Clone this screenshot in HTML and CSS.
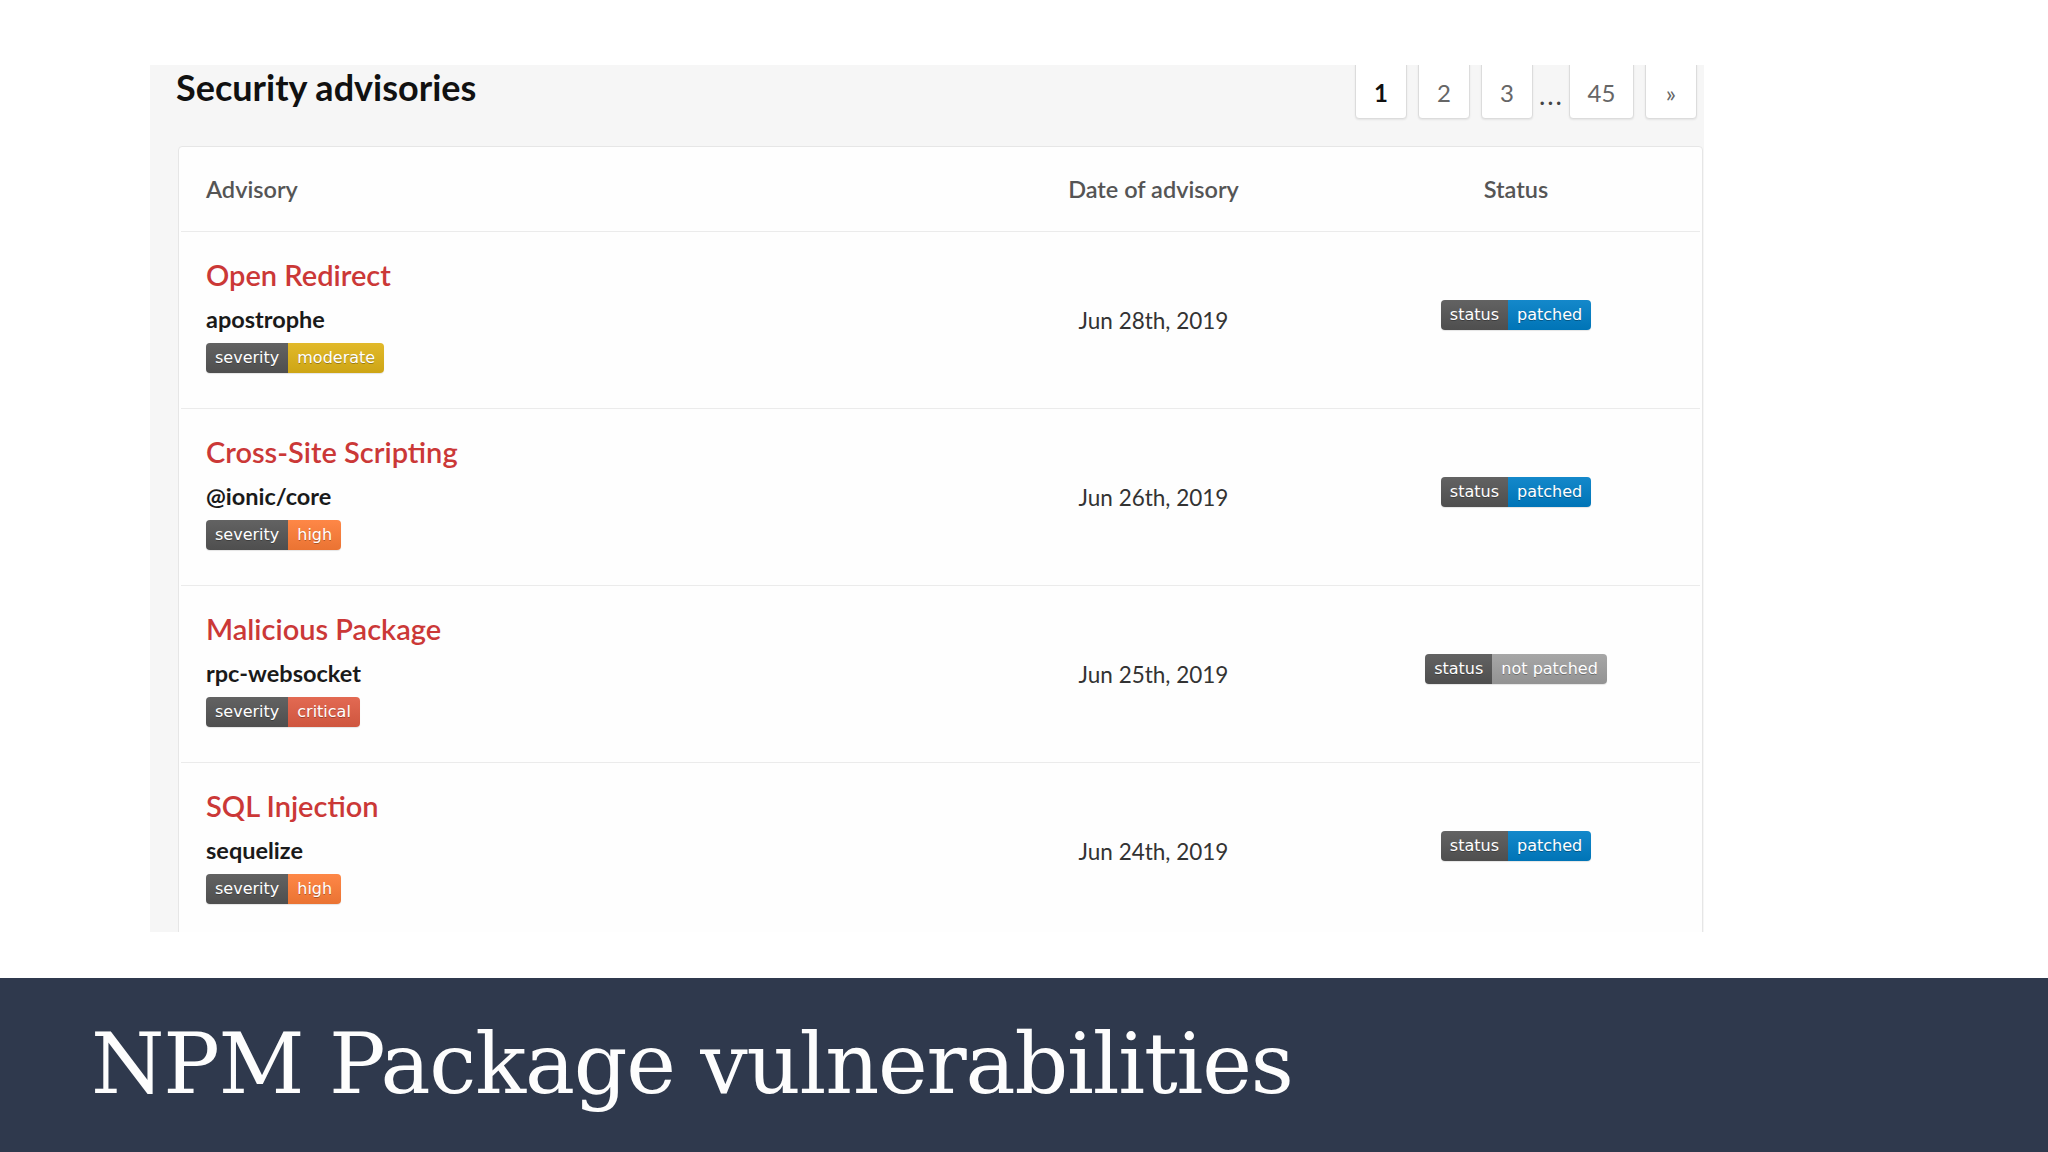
FILE: index.html
```html
<!DOCTYPE html>
<html lang="en">
<head>
<meta charset="utf-8">
<title>NPM Package vulnerabilities</title>
<link rel="stylesheet" href="styles.css">
</head>
<body>
<div class="stage">
  <section class="panel">
    <div class="panel-head">
      <h1 class="title">Security advisories</h1>
      <nav class="pager">
        <a class="page current">1</a>
        <a class="page">2</a>
        <a class="page">3</a>
        <span class="ellipsis">...</span>
        <a class="page wide">45</a>
        <a class="page">»</a>
      </nav>
    </div>
    <div class="card">
      <div class="row head">
        <div class="cell adv">Advisory</div>
        <div class="cell center">Date of advisory</div>
        <div class="cell center">Status</div>
      </div>

      <div class="row item">
        <div class="cell adv">
          <div class="adv-title">Open Redirect</div>
          <div class="adv-pkg">apostrophe</div>
          <span class="badge"><span class="badge-key">severity</span><span class="badge-val moderate">moderate</span></span>
        </div>
        <div class="cell center date">Jun 28th, 2019</div>
        <div class="cell center"><span class="badge status"><span class="badge-key">status</span><span class="badge-val patched">patched</span></span></div>
      </div>

      <div class="row item">
        <div class="cell adv">
          <div class="adv-title">Cross-Site Scripting</div>
          <div class="adv-pkg">@ionic/core</div>
          <span class="badge"><span class="badge-key">severity</span><span class="badge-val high">high</span></span>
        </div>
        <div class="cell center date">Jun 26th, 2019</div>
        <div class="cell center"><span class="badge status"><span class="badge-key">status</span><span class="badge-val patched">patched</span></span></div>
      </div>

      <div class="row item">
        <div class="cell adv">
          <div class="adv-title">Malicious Package</div>
          <div class="adv-pkg">rpc-websocket</div>
          <span class="badge"><span class="badge-key">severity</span><span class="badge-val critical">critical</span></span>
        </div>
        <div class="cell center date">Jun 25th, 2019</div>
        <div class="cell center"><span class="badge status"><span class="badge-key">status</span><span class="badge-val notpatched">not patched</span></span></div>
      </div>

      <div class="row item">
        <div class="cell adv">
          <div class="adv-title">SQL Injection</div>
          <div class="adv-pkg">sequelize</div>
          <span class="badge"><span class="badge-key">severity</span><span class="badge-val high">high</span></span>
        </div>
        <div class="cell center date">Jun 24th, 2019</div>
        <div class="cell center"><span class="badge status"><span class="badge-key">status</span><span class="badge-val patched">patched</span></span></div>
      </div>
    </div>
  </section>
</div>
<footer class="caption">NPM Package vulnerabilities</footer>
</body>
</html>
```

FILE: styles.css
```css
html, body {
  margin: 0;
  padding: 0;
}
body {
  width: 2048px;
  height: 1152px;
  overflow: hidden;
  background: #ffffff;
  display: flex;
  flex-direction: column;
  font-family: Lato, "Noto Sans", sans-serif;
}
.stage {
  height: 978px;
  padding: 65px 0 0 150px;
  box-sizing: border-box;
}
.panel {
  width: 1554px;
  height: 867px;
  background: #f6f6f6;
  overflow: hidden;
}
.panel-head {
  height: 81px;
  display: flex;
  justify-content: space-between;
  align-items: flex-start;
}
.title {
  margin: 2px 0 0 26px;
  font-size: 36px;
  line-height: 40px;
  font-weight: 700;
  color: #111;
}
.pager {
  display: flex;
  align-items: flex-start;
  margin-right: 7px;
}
.page {
  width: 52px;
  height: 58px;
  margin-top: -4px;
  margin-left: 11px;
  box-sizing: border-box;
  border: 1px solid #dcdcdc;
  border-radius: 4px;
  background: #fff;
  box-shadow: 0 1px 2px rgba(0,0,0,0.08);
  display: flex;
  align-items: center;
  justify-content: center;
  padding-top: 4px;
  font-size: 24px;
  color: #666;
}
.page.current {
  color: #111;
  font-weight: 700;
}
.page.wide {
  width: 65px;
  margin-left: 5px;
}
.ellipsis {
  margin-left: 6px;
  height: 54px;
  display: flex;
  align-items: center;
  padding-top: 4px;
  box-sizing: border-box;
  font-size: 27px;
  letter-spacing: 2px;
  color: #444;
}
.card {
  margin-left: 28px;
  width: 1525px;
  box-sizing: border-box;
  border: 1px solid #e6e6e6;
  border-radius: 4px;
  background: #fefefe;
}
.row {
  display: grid;
  grid-template-columns: 794px 357px 1fr;
  margin: 0 2px;
}
.row.head {
  height: 84px;
  border-bottom: 1px solid #ebebeb;
  align-items: center;
  font-size: 23.5px;
  font-weight: 600;
  color: #555;
}
.row.head .adv {
  padding-left: 25px;
}
.row.item {
  height: 176px;
  border-bottom: 1px solid #ebebeb;
}
.cell.center {
  display: flex;
  align-items: center;
  justify-content: center;
}
.row.item .adv {
  padding: 26px 0 0 25px;
}
.adv-title {
  font-size: 29px;
  line-height: 34px;
  font-weight: 600;
  color: #cb3837;
}
.adv-pkg {
  margin-top: 13px;
  font-size: 23.5px;
  line-height: 28px;
  font-weight: 700;
  color: #1a1a1a;
}
.date {
  font-size: 22.5px;
  color: #333;
}
.badge {
  display: inline-flex;
  margin-top: 10px;
  height: 30px;
  border-radius: 4px;
  overflow: hidden;
  font-family: "DejaVu Sans", Verdana, sans-serif;
  font-size: 16px;
  line-height: 30px;
  color: #fff;
  text-shadow: 0 1px 0 rgba(1,1,1,0.3);
  box-shadow: 0 1px 1px rgba(0,0,0,0.1);
}
.badge.status {
  margin-top: 0;
  margin-bottom: 10px;
}
.badge-key,
.badge-val {
  padding: 0 9px;
  background-image: linear-gradient(rgba(255,255,255,0.08), rgba(0,0,0,0.08));
}
.badge-key {
  background-color: #555;
}
.moderate { background-color: #dfb317; }
.high { background-color: #fe7d37; }
.critical { background-color: #e05d44; }
.patched { background-color: #007ec6; }
.notpatched { background-color: #9f9f9f; }
.caption {
  height: 174px;
  box-sizing: border-box;
  background: #2f394d;
  color: #fdfdfd;
  padding: 44px 0 0 91px;
  font-family: "DejaVu Serif", "Liberation Serif", serif;
  font-size: 84px;
  line-height: 84px;
  letter-spacing: -1.2px;
}
```
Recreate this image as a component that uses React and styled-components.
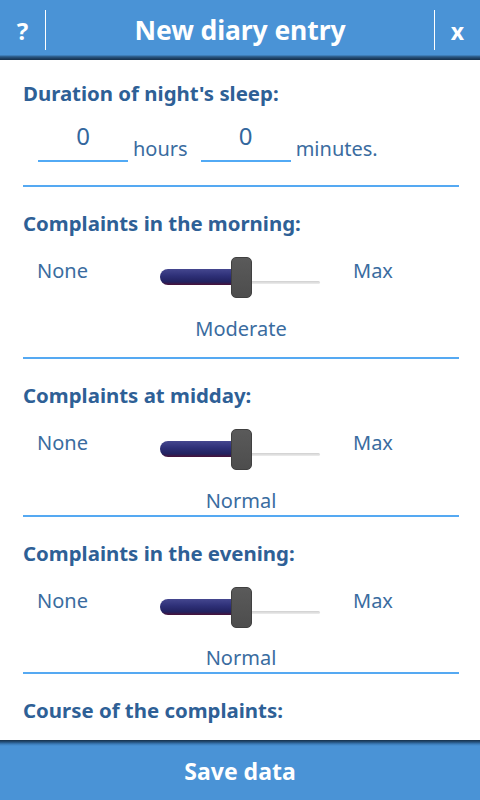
-------------------------
▶ [WHAT THE TASK REQUIRES] Go through the material above and print all of it exactly, except the pictures.

▶ [FINISHED EXERCISE]
Clone this screenshot in HTML and CSS.
FILE: index.html
```html
<!DOCTYPE html>
<html lang="en">
<head>
<meta charset="utf-8">
<title>NPM Package vulnerabilities</title>
<link rel="stylesheet" href="styles.css">
</head>
<body>
<div class="stage">
  <section class="panel">
    <div class="panel-head">
      <h1 class="title">Security advisories</h1>
      <nav class="pager">
        <a class="page current">1</a>
        <a class="page">2</a>
        <a class="page">3</a>
        <span class="ellipsis">...</span>
        <a class="page wide">45</a>
        <a class="page">»</a>
      </nav>
    </div>
    <div class="card">
      <div class="row head">
        <div class="cell adv">Advisory</div>
        <div class="cell center">Date of advisory</div>
        <div class="cell center">Status</div>
      </div>

      <div class="row item">
        <div class="cell adv">
          <div class="adv-title">Open Redirect</div>
          <div class="adv-pkg">apostrophe</div>
          <span class="badge"><span class="badge-key">severity</span><span class="badge-val moderate">moderate</span></span>
        </div>
        <div class="cell center date">Jun 28th, 2019</div>
        <div class="cell center"><span class="badge status"><span class="badge-key">status</span><span class="badge-val patched">patched</span></span></div>
      </div>

      <div class="row item">
        <div class="cell adv">
          <div class="adv-title">Cross-Site Scripting</div>
          <div class="adv-pkg">@ionic/core</div>
          <span class="badge"><span class="badge-key">severity</span><span class="badge-val high">high</span></span>
        </div>
        <div class="cell center date">Jun 26th, 2019</div>
        <div class="cell center"><span class="badge status"><span class="badge-key">status</span><span class="badge-val patched">patched</span></span></div>
      </div>

      <div class="row item">
        <div class="cell adv">
          <div class="adv-title">Malicious Package</div>
          <div class="adv-pkg">rpc-websocket</div>
          <span class="badge"><span class="badge-key">severity</span><span class="badge-val critical">critical</span></span>
        </div>
        <div class="cell center date">Jun 25th, 2019</div>
        <div class="cell center"><span class="badge status"><span class="badge-key">status</span><span class="badge-val notpatched">not patched</span></span></div>
      </div>

      <div class="row item">
        <div class="cell adv">
          <div class="adv-title">SQL Injection</div>
          <div class="adv-pkg">sequelize</div>
          <span class="badge"><span class="badge-key">severity</span><span class="badge-val high">high</span></span>
        </div>
        <div class="cell center date">Jun 24th, 2019</div>
        <div class="cell center"><span class="badge status"><span class="badge-key">status</span><span class="badge-val patched">patched</span></span></div>
      </div>
    </div>
  </section>
</div>
<footer class="caption">NPM Package vulnerabilities</footer>
</body>
</html>
```

FILE: styles.css
```css
html, body {
  margin: 0;
  padding: 0;
}
body {
  width: 2048px;
  height: 1152px;
  overflow: hidden;
  background: #ffffff;
  display: flex;
  flex-direction: column;
  font-family: Lato, "Noto Sans", sans-serif;
}
.stage {
  height: 978px;
  padding: 65px 0 0 150px;
  box-sizing: border-box;
}
.panel {
  width: 1554px;
  height: 867px;
  background: #f6f6f6;
  overflow: hidden;
}
.panel-head {
  height: 81px;
  display: flex;
  justify-content: space-between;
  align-items: flex-start;
}
.title {
  margin: 2px 0 0 26px;
  font-size: 36px;
  line-height: 40px;
  font-weight: 700;
  color: #111;
}
.pager {
  display: flex;
  align-items: flex-start;
  margin-right: 7px;
}
.page {
  width: 52px;
  height: 58px;
  margin-top: -4px;
  margin-left: 11px;
  box-sizing: border-box;
  border: 1px solid #dcdcdc;
  border-radius: 4px;
  background: #fff;
  box-shadow: 0 1px 2px rgba(0,0,0,0.08);
  display: flex;
  align-items: center;
  justify-content: center;
  padding-top: 4px;
  font-size: 24px;
  color: #666;
}
.page.current {
  color: #111;
  font-weight: 700;
}
.page.wide {
  width: 65px;
  margin-left: 5px;
}
.ellipsis {
  margin-left: 6px;
  height: 54px;
  display: flex;
  align-items: center;
  padding-top: 4px;
  box-sizing: border-box;
  font-size: 27px;
  letter-spacing: 2px;
  color: #444;
}
.card {
  margin-left: 28px;
  width: 1525px;
  box-sizing: border-box;
  border: 1px solid #e6e6e6;
  border-radius: 4px;
  background: #fefefe;
}
.row {
  display: grid;
  grid-template-columns: 794px 357px 1fr;
  margin: 0 2px;
}
.row.head {
  height: 84px;
  border-bottom: 1px solid #ebebeb;
  align-items: center;
  font-size: 23.5px;
  font-weight: 600;
  color: #555;
}
.row.head .adv {
  padding-left: 25px;
}
.row.item {
  height: 176px;
  border-bottom: 1px solid #ebebeb;
}
.cell.center {
  display: flex;
  align-items: center;
  justify-content: center;
}
.row.item .adv {
  padding: 26px 0 0 25px;
}
.adv-title {
  font-size: 29px;
  line-height: 34px;
  font-weight: 600;
  color: #cb3837;
}
.adv-pkg {
  margin-top: 13px;
  font-size: 23.5px;
  line-height: 28px;
  font-weight: 700;
  color: #1a1a1a;
}
.date {
  font-size: 22.5px;
  color: #333;
}
.badge {
  display: inline-flex;
  margin-top: 10px;
  height: 30px;
  border-radius: 4px;
  overflow: hidden;
  font-family: "DejaVu Sans", Verdana, sans-serif;
  font-size: 16px;
  line-height: 30px;
  color: #fff;
  text-shadow: 0 1px 0 rgba(1,1,1,0.3);
  box-shadow: 0 1px 1px rgba(0,0,0,0.1);
}
.badge.status {
  margin-top: 0;
  margin-bottom: 10px;
}
.badge-key,
.badge-val {
  padding: 0 9px;
  background-image: linear-gradient(rgba(255,255,255,0.08), rgba(0,0,0,0.08));
}
.badge-key {
  background-color: #555;
}
.moderate { background-color: #dfb317; }
.high { background-color: #fe7d37; }
.critical { background-color: #e05d44; }
.patched { background-color: #007ec6; }
.notpatched { background-color: #9f9f9f; }
.caption {
  height: 174px;
  box-sizing: border-box;
  background: #2f394d;
  color: #fdfdfd;
  padding: 44px 0 0 91px;
  font-family: "DejaVu Serif", "Liberation Serif", serif;
  font-size: 84px;
  line-height: 84px;
  letter-spacing: -1.2px;
}
```
Recreate this image as a component that uses React and styled-components.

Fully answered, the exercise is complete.